◆ **Work to complete**
Copy out each line of the listing that has the word "this" in it.

Rows from a dataset of pages and code
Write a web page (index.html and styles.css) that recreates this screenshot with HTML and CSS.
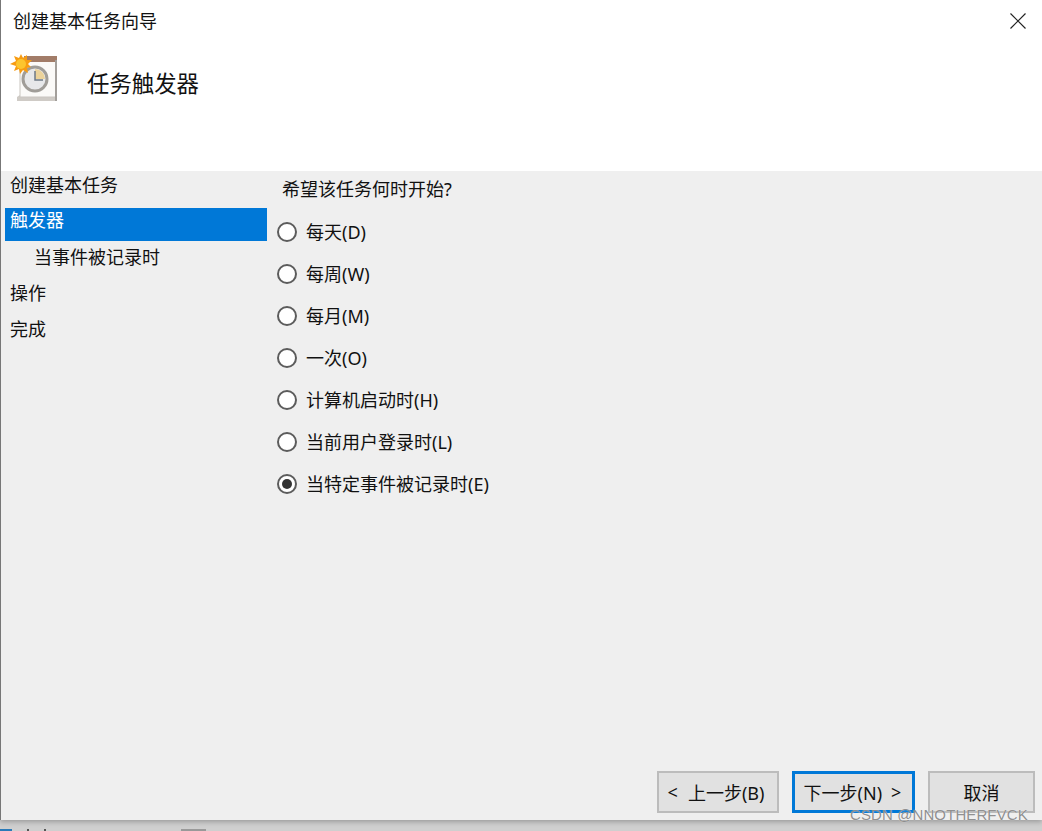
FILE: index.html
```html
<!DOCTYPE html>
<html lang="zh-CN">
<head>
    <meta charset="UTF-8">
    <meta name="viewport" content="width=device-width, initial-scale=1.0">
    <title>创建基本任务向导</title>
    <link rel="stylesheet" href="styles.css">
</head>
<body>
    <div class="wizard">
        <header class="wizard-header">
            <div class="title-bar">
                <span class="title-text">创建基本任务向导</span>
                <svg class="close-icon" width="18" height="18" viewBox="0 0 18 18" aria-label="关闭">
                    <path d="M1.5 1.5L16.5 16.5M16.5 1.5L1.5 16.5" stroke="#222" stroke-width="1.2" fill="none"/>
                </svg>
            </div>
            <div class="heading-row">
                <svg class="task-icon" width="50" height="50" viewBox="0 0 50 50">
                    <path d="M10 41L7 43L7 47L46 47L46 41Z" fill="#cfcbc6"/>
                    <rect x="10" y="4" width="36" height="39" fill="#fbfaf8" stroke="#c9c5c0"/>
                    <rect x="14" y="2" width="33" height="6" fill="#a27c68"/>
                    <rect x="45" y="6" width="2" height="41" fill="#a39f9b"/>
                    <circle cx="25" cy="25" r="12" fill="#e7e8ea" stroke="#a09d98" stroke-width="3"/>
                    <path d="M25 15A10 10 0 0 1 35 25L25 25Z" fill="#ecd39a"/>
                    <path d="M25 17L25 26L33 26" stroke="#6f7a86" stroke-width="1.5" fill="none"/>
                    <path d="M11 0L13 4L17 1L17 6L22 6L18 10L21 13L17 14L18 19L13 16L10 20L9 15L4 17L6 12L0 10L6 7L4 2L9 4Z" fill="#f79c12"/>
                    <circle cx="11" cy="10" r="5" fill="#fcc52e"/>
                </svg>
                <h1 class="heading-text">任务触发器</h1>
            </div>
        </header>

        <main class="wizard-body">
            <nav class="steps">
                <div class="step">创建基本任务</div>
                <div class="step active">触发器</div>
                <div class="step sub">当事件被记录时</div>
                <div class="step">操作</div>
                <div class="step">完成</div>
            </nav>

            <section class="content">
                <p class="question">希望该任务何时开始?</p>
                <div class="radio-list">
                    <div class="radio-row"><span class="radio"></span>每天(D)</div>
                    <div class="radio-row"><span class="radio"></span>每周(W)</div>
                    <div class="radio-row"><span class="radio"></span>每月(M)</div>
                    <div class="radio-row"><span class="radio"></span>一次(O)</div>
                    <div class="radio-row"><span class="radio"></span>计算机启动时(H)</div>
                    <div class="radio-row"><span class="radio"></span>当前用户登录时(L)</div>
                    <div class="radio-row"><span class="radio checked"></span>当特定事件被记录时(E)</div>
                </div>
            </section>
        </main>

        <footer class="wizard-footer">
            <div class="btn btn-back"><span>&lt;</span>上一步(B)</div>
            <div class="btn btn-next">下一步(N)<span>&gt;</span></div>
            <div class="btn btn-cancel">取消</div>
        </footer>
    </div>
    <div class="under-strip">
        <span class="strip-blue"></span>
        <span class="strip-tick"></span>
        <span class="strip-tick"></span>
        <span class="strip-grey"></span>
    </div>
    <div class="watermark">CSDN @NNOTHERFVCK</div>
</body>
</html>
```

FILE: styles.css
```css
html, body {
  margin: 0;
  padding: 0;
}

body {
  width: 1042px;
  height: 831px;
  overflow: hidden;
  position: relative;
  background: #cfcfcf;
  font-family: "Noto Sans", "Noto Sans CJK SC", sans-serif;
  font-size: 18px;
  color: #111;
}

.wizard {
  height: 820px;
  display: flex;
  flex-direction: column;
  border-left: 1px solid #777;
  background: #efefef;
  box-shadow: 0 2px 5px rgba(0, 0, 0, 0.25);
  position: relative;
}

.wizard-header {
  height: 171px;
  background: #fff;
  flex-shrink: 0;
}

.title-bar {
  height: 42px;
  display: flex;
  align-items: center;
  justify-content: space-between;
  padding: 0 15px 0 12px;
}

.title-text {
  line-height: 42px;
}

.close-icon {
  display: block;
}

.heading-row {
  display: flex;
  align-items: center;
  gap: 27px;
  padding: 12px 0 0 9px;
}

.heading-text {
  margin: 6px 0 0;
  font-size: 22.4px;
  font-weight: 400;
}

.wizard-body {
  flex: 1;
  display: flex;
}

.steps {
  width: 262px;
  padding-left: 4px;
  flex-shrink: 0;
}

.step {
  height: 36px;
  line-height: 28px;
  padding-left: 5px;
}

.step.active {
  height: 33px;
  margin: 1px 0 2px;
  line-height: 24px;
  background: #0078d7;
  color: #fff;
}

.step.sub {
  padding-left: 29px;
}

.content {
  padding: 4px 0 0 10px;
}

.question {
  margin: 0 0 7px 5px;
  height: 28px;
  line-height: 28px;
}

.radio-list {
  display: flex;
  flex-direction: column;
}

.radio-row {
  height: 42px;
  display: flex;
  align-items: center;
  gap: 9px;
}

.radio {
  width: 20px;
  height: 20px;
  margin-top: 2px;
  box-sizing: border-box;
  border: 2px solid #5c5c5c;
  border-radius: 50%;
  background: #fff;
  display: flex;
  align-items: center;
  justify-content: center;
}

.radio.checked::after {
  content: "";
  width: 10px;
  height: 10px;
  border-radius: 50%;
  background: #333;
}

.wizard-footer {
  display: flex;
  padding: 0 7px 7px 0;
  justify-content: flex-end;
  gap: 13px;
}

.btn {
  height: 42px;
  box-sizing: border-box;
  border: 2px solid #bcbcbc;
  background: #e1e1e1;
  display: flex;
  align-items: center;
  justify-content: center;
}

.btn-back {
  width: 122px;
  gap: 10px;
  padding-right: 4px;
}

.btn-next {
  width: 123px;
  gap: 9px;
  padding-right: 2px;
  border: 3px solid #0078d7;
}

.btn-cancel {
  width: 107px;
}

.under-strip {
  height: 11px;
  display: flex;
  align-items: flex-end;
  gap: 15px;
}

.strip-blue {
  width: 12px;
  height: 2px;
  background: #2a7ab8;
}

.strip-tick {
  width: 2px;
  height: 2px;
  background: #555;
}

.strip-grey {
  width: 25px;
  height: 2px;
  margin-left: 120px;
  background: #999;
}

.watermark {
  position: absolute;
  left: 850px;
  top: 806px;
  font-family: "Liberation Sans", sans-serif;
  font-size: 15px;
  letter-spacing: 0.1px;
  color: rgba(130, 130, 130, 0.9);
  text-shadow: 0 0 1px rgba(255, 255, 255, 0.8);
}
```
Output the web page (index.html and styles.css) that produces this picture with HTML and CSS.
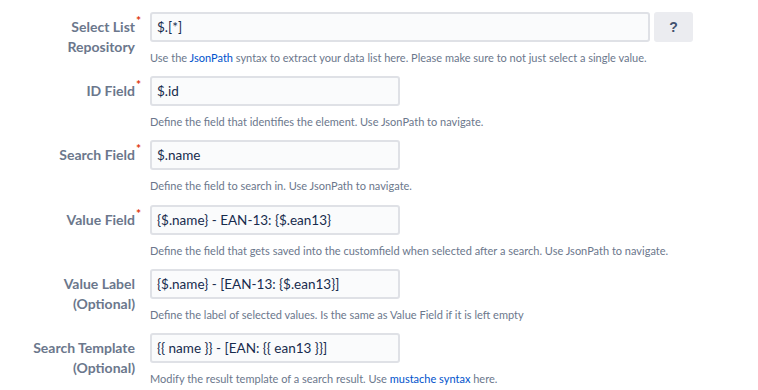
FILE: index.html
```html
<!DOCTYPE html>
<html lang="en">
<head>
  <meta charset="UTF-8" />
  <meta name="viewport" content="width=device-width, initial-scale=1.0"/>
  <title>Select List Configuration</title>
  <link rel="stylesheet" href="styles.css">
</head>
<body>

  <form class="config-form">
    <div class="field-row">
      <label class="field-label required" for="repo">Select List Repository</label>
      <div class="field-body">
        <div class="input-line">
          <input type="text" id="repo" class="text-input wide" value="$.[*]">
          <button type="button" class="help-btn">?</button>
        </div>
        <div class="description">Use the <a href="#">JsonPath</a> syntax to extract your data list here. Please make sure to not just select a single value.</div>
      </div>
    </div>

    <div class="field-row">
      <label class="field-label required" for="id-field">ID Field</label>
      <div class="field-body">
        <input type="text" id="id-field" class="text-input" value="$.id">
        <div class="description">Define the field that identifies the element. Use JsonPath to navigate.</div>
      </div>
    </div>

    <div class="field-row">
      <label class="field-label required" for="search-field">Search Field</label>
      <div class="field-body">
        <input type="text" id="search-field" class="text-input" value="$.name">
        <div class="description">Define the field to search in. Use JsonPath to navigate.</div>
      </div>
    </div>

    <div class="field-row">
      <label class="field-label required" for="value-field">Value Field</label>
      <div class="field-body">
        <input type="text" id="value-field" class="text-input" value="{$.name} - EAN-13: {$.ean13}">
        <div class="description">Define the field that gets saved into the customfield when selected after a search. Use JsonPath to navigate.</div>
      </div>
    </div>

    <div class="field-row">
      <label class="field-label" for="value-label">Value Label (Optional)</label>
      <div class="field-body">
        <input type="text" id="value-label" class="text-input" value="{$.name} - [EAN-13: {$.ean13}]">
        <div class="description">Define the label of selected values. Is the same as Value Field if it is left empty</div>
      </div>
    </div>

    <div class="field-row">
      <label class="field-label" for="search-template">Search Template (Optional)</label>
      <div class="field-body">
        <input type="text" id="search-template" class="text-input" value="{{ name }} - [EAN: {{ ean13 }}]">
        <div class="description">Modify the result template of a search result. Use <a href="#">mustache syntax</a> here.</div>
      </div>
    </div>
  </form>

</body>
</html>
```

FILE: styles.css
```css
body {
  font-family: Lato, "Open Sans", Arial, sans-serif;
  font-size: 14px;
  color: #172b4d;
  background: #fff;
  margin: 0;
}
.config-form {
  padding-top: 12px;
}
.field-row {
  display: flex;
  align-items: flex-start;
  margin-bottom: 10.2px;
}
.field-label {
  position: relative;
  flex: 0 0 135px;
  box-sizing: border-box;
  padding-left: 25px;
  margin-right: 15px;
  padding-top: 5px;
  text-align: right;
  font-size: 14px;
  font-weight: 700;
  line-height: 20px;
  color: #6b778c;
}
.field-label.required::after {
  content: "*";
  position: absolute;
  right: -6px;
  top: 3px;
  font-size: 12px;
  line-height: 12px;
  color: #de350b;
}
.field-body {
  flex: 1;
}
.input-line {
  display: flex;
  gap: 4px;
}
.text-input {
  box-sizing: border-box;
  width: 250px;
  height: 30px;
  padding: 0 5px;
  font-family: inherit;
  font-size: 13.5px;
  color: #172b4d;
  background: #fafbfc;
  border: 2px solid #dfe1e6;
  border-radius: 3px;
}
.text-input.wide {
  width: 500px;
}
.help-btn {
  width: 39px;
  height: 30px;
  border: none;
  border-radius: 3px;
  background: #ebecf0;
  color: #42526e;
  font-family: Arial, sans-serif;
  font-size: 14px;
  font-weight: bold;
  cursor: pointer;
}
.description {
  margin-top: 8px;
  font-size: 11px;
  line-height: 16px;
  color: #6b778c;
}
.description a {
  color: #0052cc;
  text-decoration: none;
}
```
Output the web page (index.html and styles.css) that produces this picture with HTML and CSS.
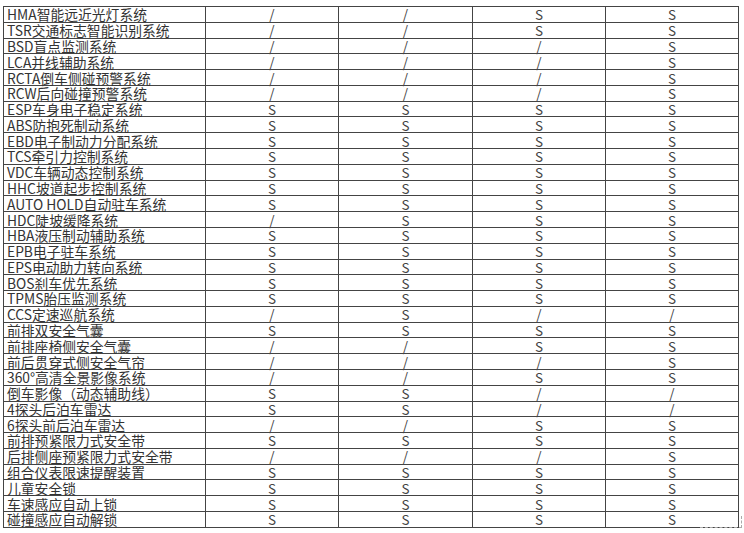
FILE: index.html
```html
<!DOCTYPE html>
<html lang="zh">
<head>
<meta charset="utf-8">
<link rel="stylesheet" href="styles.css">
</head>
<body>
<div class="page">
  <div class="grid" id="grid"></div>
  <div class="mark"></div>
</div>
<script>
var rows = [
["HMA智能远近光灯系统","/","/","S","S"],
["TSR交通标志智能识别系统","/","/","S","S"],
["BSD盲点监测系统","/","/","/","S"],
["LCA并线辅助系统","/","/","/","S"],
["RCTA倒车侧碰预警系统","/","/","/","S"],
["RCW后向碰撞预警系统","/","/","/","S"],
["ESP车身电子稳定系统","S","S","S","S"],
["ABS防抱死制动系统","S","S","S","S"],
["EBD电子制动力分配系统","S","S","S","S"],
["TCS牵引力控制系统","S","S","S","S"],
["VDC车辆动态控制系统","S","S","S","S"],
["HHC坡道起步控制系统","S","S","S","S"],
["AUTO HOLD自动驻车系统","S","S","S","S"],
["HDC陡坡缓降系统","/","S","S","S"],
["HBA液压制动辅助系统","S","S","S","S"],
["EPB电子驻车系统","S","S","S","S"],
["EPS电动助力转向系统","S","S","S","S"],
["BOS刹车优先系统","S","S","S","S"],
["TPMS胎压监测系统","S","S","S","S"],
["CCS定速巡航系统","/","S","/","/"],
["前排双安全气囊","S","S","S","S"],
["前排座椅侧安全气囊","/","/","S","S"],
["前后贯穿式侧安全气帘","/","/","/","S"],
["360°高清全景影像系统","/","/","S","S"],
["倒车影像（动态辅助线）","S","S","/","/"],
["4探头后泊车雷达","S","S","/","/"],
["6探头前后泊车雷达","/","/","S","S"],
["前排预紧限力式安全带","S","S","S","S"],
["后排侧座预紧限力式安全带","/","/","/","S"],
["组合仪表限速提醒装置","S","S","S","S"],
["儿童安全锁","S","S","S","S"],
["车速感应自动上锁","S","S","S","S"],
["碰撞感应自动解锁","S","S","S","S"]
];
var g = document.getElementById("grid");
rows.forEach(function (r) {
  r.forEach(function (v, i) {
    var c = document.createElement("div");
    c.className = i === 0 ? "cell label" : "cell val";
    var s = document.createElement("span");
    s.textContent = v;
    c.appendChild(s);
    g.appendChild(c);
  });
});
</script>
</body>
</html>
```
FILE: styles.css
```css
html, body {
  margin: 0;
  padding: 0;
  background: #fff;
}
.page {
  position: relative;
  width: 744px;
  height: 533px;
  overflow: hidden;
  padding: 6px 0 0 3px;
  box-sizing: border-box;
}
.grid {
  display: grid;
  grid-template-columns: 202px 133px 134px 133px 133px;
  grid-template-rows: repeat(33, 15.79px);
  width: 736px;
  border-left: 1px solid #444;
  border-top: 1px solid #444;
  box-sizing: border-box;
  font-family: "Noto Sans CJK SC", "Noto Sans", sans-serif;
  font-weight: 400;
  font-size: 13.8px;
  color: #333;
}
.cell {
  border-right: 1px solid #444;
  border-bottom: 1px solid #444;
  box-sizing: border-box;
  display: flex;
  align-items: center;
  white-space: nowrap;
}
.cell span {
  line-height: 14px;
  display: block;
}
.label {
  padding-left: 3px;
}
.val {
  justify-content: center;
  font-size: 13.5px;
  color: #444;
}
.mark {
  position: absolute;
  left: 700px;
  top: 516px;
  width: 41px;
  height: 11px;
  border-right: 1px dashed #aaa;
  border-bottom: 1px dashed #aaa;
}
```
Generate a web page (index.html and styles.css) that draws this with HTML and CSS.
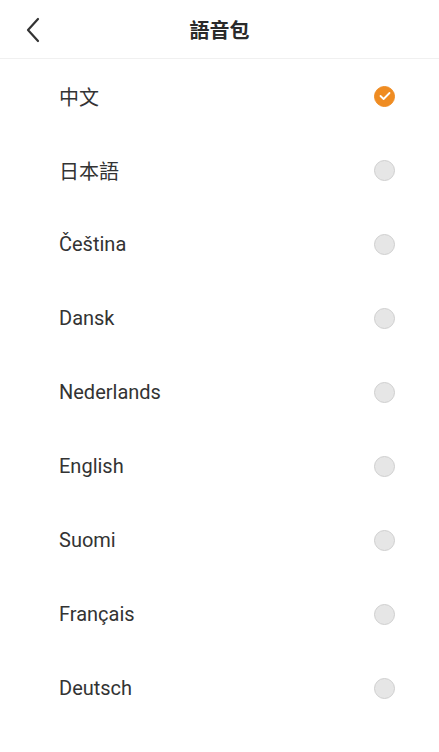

◆ **Full response**
Write a web page (index.html and styles.css) that recreates this screenshot with HTML and CSS.
Output the web page (index.html and styles.css) that produces this picture with HTML and CSS.
Output the web page (index.html and styles.css) that produces this picture with HTML and CSS.
Generate a web page (index.html and styles.css) that draws this with HTML and CSS.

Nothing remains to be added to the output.